Thursday, June 19, 2008

Blogging from Pittsburgh

Some responses to the hyperdrama presentation.


Posted by Dennis G. Jerz on June 19, 2008 9:36 AM | Permalink | Comments (0) ~
Steve Ersinghaus started the creative hypertext workshop by playing Changing Key: A "video hyperdrama" by Charles Deemer.

In the introduction, Deemer notes that the audience in a play is passive, and conjures up the idea of a family Thanksgiving in which multiple groups interact in multiple rooms, with the audience inserted into the drama like ghosts who can follow different stories.

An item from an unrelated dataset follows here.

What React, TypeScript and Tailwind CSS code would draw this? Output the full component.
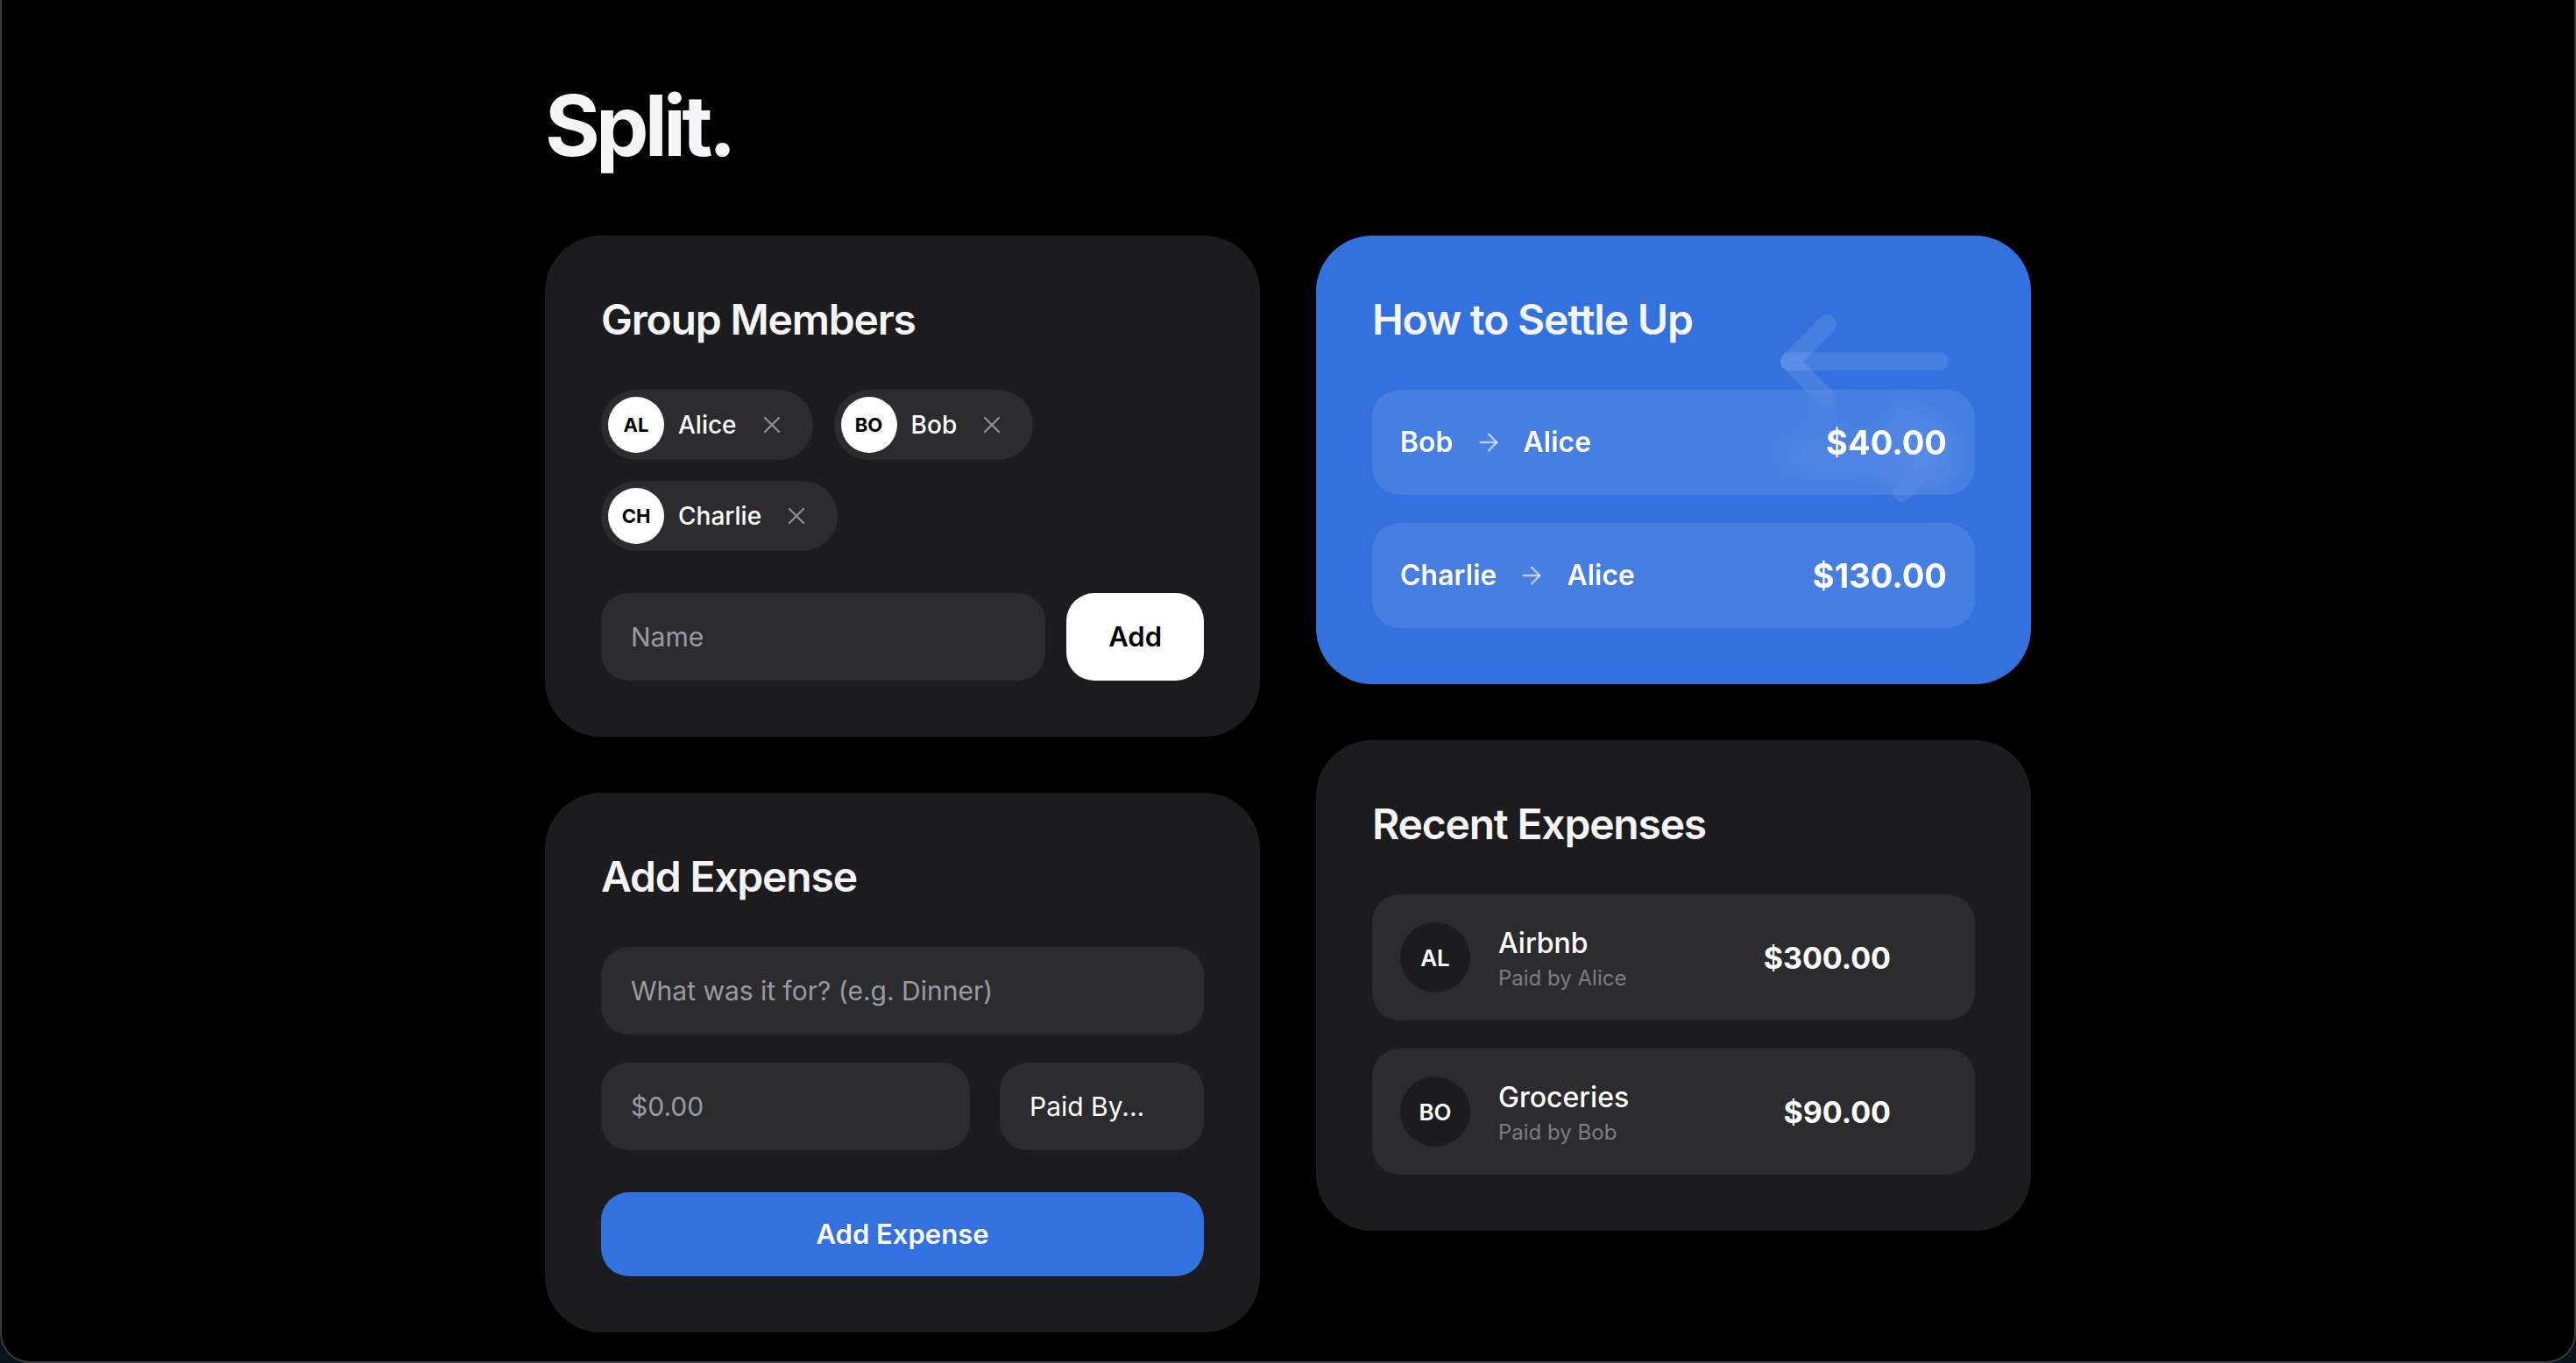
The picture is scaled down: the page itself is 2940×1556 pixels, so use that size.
import React from "react";
import { X, ArrowRight, ArrowLeftRight, Trash2 } from "lucide-react";

const members = [
  { initials: "AL", name: "Alice" },
  { initials: "BO", name: "Bob" },
  { initials: "CH", name: "Charlie" },
];

const settlements = [
  { from: "Bob", to: "Alice", amount: "$40.00" },
  { from: "Charlie", to: "Alice", amount: "$130.00" },
];

const expenses = [
  { initials: "AL", title: "Airbnb", payer: "Alice", amount: "$300.00" },
  { initials: "BO", title: "Groceries", payer: "Bob", amount: "$90.00" },
];

function Heading({ children }: { children: React.ReactNode }) {
  return (
    <h2 className="text-[48px] leading-[64px] font-semibold tracking-tight text-[#f5f5f7] mb-[48px]">
      {children}
    </h2>
  );
}

export default function App() {
  return (
    <div className="w-[2940px] h-[1556px] bg-[#0b141b] font-[family-name:Inter,sans-serif] overflow-hidden">
      <div className="h-full bg-black border-x-2 border-b-2 border-[#3a3a3c] rounded-b-[34px] overflow-hidden">
        <div className="mx-auto w-[1696px] pt-[95px]">
          <h1 className="text-[96px] leading-none font-bold tracking-tighter text-[#f5f5f7]">
            Split.
          </h1>

          <div className="mt-[78px] grid grid-cols-2 gap-x-[64px] items-start">
            {/* Left column */}
            <div className="flex flex-col gap-[64px]">
              {/* Group Members */}
              <section className="bg-[#1c1c1e] rounded-[64px] p-[64px]">
                <Heading>Group Members</Heading>
                <div className="flex flex-wrap gap-[24px]">
                  {members.map((m) => (
                    <div
                      key={m.name}
                      className="h-[80px] rounded-full bg-[#2c2c2e] pl-[8px] pr-[31px] flex items-center"
                    >
                      <div className="w-[64px] h-[64px] rounded-full bg-white flex items-center justify-center text-[22px] font-bold text-black">
                        {m.initials}
                      </div>
                      <span className="ml-[16px] text-[28px] font-medium text-white">{m.name}</span>
                      <button className="ml-[24px] w-[32px] h-[32px] flex items-center justify-center text-[#8e8e93]">
                        <X size={32} strokeWidth={1.75} />
                      </button>
                    </div>
                  ))}
                </div>
                <div className="mt-[48px] flex gap-[24px]">
                  <input
                    placeholder="Name"
                    className="flex-1 min-w-0 h-[100px] rounded-[32px] bg-[#2c2c2e] px-[34px] text-[30px] text-white placeholder:text-[#9a9ba5] outline-none"
                  />
                  <button className="h-[100px] px-[48px] rounded-[32px] bg-white text-black text-[31px] font-semibold">
                    Add
                  </button>
                </div>
              </section>

              {/* Add Expense */}
              <section className="bg-[#1c1c1e] rounded-[64px] p-[64px]">
                <Heading>Add Expense</Heading>
                <div className="flex flex-col gap-[32px]">
                  <input
                    placeholder="What was it for? (e.g. Dinner)"
                    className="w-full h-[100px] rounded-[32px] bg-[#2c2c2e] px-[34px] text-[30px] text-white placeholder:text-[#9a9ba5] outline-none"
                  />
                  <div className="flex gap-[34px]">
                    <input
                      placeholder="$0.00"
                      className="flex-1 min-w-0 h-[100px] rounded-[32px] bg-[#2c2c2e] px-[34px] text-[30px] text-white placeholder:text-[#9a9ba5] outline-none"
                    />
                    <div className="w-[233px] h-[100px] rounded-[32px] bg-[#2c2c2e] px-[34px] flex items-center text-[30px] text-white">
                      Paid By...
                    </div>
                  </div>
                </div>
                <button className="mt-[48px] w-full h-[96px] rounded-[32px] bg-[#3271de] text-white text-[31px] font-semibold">
                  Add Expense
                </button>
              </section>
            </div>

            {/* Right column */}
            <div className="flex flex-col gap-[64px]">
              {/* Settle Up */}
              <section className="relative overflow-hidden bg-[#3271de] rounded-[64px] p-[64px]">
                <ArrowLeftRight
                  size={256}
                  strokeWidth={2}
                  className="absolute top-[69px] right-[62px] text-white/10"
                />
                <div className="relative">
                  <Heading>How to Settle Up</Heading>
                  <div className="flex flex-col gap-[32px]">
                    {settlements.map((s) => (
                      <div
                        key={s.from}
                        className="h-[120px] rounded-[32px] bg-white/10 backdrop-blur-[20px] px-[32px] flex items-center justify-between"
                      >
                        <div className="flex items-center gap-[24px] text-[32px] font-semibold text-white">
                          <span>{s.from}</span>
                          <ArrowRight size={32} strokeWidth={1.75} className="text-white/60" />
                          <span>{s.to}</span>
                        </div>
                        <span className="text-[38px] font-bold text-white">{s.amount}</span>
                      </div>
                    ))}
                  </div>
                </div>
              </section>

              {/* Recent Expenses */}
              <section className="bg-[#1c1c1e] rounded-[64px] p-[64px]">
                <Heading>Recent Expenses</Heading>
                <div className="flex flex-col gap-[32px]">
                  {expenses.map((e) => (
                    <div
                      key={e.title}
                      className="h-[144px] rounded-[32px] bg-[#2c2c2e] px-[32px] flex items-center"
                    >
                      <div className="w-[80px] h-[80px] rounded-full bg-[#1c1c1e] flex items-center justify-center text-[26px] font-semibold text-white">
                        {e.initials}
                      </div>
                      <div className="ml-[32px] flex-1 flex flex-col">
                        <span className="text-[32px] leading-[48px] font-medium text-white">{e.title}</span>
                        <span className="text-[24px] leading-[32px] text-[#7d7d82]">Paid by {e.payer}</span>
                      </div>
                      <span className="text-[34px] font-bold text-white">{e.amount}</span>
                      <button className="ml-[16px] w-[48px] h-[48px] flex items-center justify-center opacity-0 text-[#8e8e93]">
                        <Trash2 size={28} />
                      </button>
                    </div>
                  ))}
                </div>
              </section>
            </div>
          </div>
        </div>
      </div>
    </div>
  );
}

[My note: A ghost audience who can follow different characters is not a full participant, like the payng audience who performs dramas with professional 'ractors in Neil Stephenson's The Diamond Age... Each of Deemer's videos is a separate, linear narrative... we're still watching Bobby Meadows wait for his ride, in a scene that's doubtless providing various hooks into the other scenes in the corpus. The audience's attempts to put the story together is an active intellectual effort.

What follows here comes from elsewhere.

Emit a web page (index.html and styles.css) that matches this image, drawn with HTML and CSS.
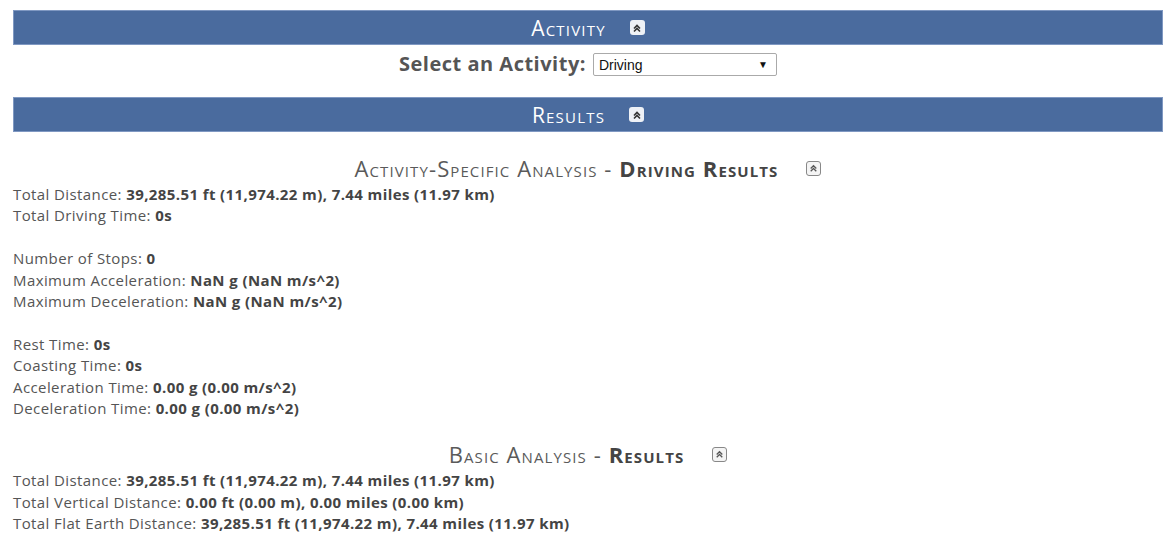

There's a trilogy of plays that are designed so that when a character exits in one play, he or she enters in another play. Can't recall the title of that trilogy...]

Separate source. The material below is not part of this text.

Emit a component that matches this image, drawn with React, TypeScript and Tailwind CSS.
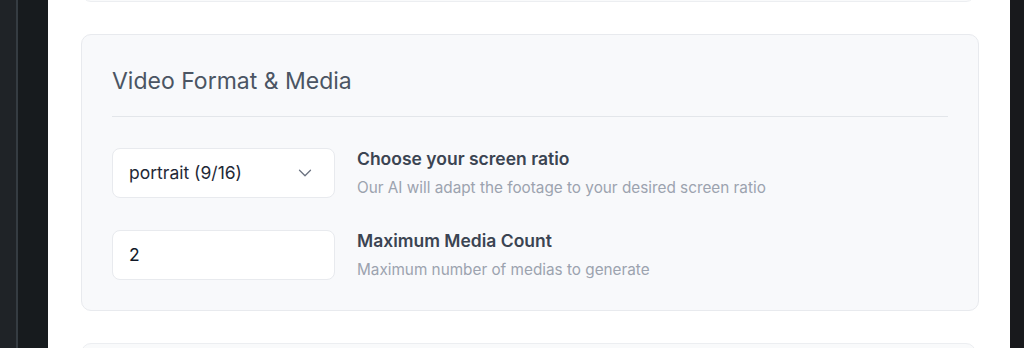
import { ChevronDown } from "lucide-react";

const font = { fontFamily: "Inter, 'Noto Sans', sans-serif" };

export default function App() {
  return (
    <div className="flex h-[348px] w-[1024px] overflow-hidden bg-[#18191c]" style={font}>
      <div className="flex h-full w-[48px] shrink-0">
        <div className="h-full w-[16px] bg-[#1f2327]" />
        <div className="h-full w-[2px] bg-[#353c42]" />
        <div className="h-full flex-1 bg-[#171b1e]" />
      </div>
      <div className="flex h-full w-[962px] shrink-0 flex-col bg-white px-[33px]">
        <div className="-mt-[20px] h-[22px] w-[895px] shrink-0 rounded-[10px] border border-[#eceef1] bg-[#f9fafb]" />
        <section className="mt-[32px] flex w-[898px] shrink-0 flex-col rounded-[10px] border border-[#e8eaee] bg-[#f8f9fb] px-[30px] pt-[32px] pb-[30px]">
          <h2 className="text-[23px] leading-[28px] font-normal text-[#4b5563]">Video Format &amp; Media</h2>
          <div className="mt-[21px] h-px w-full bg-[#e3e6ea]" />
          <div className="mt-[31px] flex flex-col gap-[32px]">
            <div className="flex items-center gap-[22px]">
              <button className="flex h-[50px] w-[223px] items-center justify-between rounded-[8px] border border-[#e8eaee] bg-white pr-[18px] pl-[16px] text-[17.5px] text-[#1f2937]">
                <span>portrait (9/16)</span>
                <ChevronDown className="h-[22px] w-[22px] text-[#6b7280]" strokeWidth={1.4} />
              </button>
              <div className="flex flex-col gap-[8px]">
                <div className="text-[17.5px] leading-[22px] font-semibold text-[#3b4452]">Choose your screen ratio</div>
                <div className="text-[15.3px] leading-[20px] text-[#9ca3af]">Our AI will adapt the footage to your desired screen ratio</div>
              </div>
            </div>
            <div className="flex items-center gap-[22px]">
              <div className="flex h-[50px] w-[223px] items-center rounded-[8px] border border-[#e8eaee] bg-white pl-[16px] text-[17.5px] text-[#111827]">
                2
              </div>
              <div className="flex flex-col gap-[8px]">
                <div className="text-[17.5px] leading-[22px] font-semibold text-[#3b4452]">Maximum Media Count</div>
                <div className="text-[15.3px] leading-[20px] text-[#9ca3af]">Maximum number of medias to generate</div>
              </div>
            </div>
          </div>
        </section>
        <div className="mt-[32px] h-[40px] w-[895px] shrink-0 rounded-[10px] border border-[#eceef1] bg-[#f9fafb]" />
      </div>
      <div className="h-full flex-1 bg-[#18191c]" />
    </div>
  );
}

After watching Bobby's scene, Mark Bernstein asks the question -- is this scene a story? (We didn't have the chance to discuss his question before Steve started the next clip, but I think that's like asking wether an individual ant is an organism -- an individual worker ant can't reprotude, and the male ants don't even have jaws so they can't eat...)

Now we're watching Kate's story. Kate speaks directly to the camera (which I'm pretty sure is visible in the reflection of a window at one point). An intersting cinematographic detail -- during a confrontation between Kateand Dennis, both actors deliver their scene in an unbroken shot, with the shot of Dennis overlayed slightly over Kate's image (with the focus therefore on Kate).

After just watching two clips, and noting the ways the hooks in these two stories, begin to intersect, I'm intrigued by the complex authorial process necessary for creating an ensemble drama (like a soap opera or epic TV show, such as Babylon 5 or the last few seasons of Deep Space 9).

More.

And another.

HYPERTEXT: Hypertext 2008 Begins

Off to a great start with Charles Deemer's Introduction to his hyperdrama Changing Key. The idea of a passive audience asked to break through the fourth wall to "mingle with the actors." It is a live performance on stage, yet can allow the flexibility of interaction by hypertextual choice.

We begin with Bobby's story, which looks to be a nearly eight minutes segment of one character's event. He gets a phone call, and then addresses the audience, bringing them immediately into a world that up to now was not considered enterable--though by choosing to view this particular segment the viewer was indeed a part of the story.

The camerawork is up close and personal, following and focusing on the actors as if we are within their touch, which adds to the personal nature of the film.



And ...


Charles Deemer presented his work “Changing Key” as an exploration of interactive narratives. “Changing keys” is a story of a group of characters who surround a jazz musician struggling with addiction. We experience their stories by choosing to watch videos from their individual points of view. Deemer shows his master hand at direction here — turning a low budget production into an engaging set of scenes, well intertwined.
His talk is here: “Changing Key” the talk.

Deemer’s two: Hyperdrama: Live and on video. Deemer has been producing what he calls hyperdrama since 1985. His use of the term largely relates to works that afford opportunities for encountering a drama by pursuing the performances of a variety characters in different order.

“Changing Keys” is an example of the video. Audience members have the opportunity to search through the videos. Comparisons were drawn to Babel, Rashomon, 11:14 and others — but the largest question was is this fundamentally different when accessed via a web page.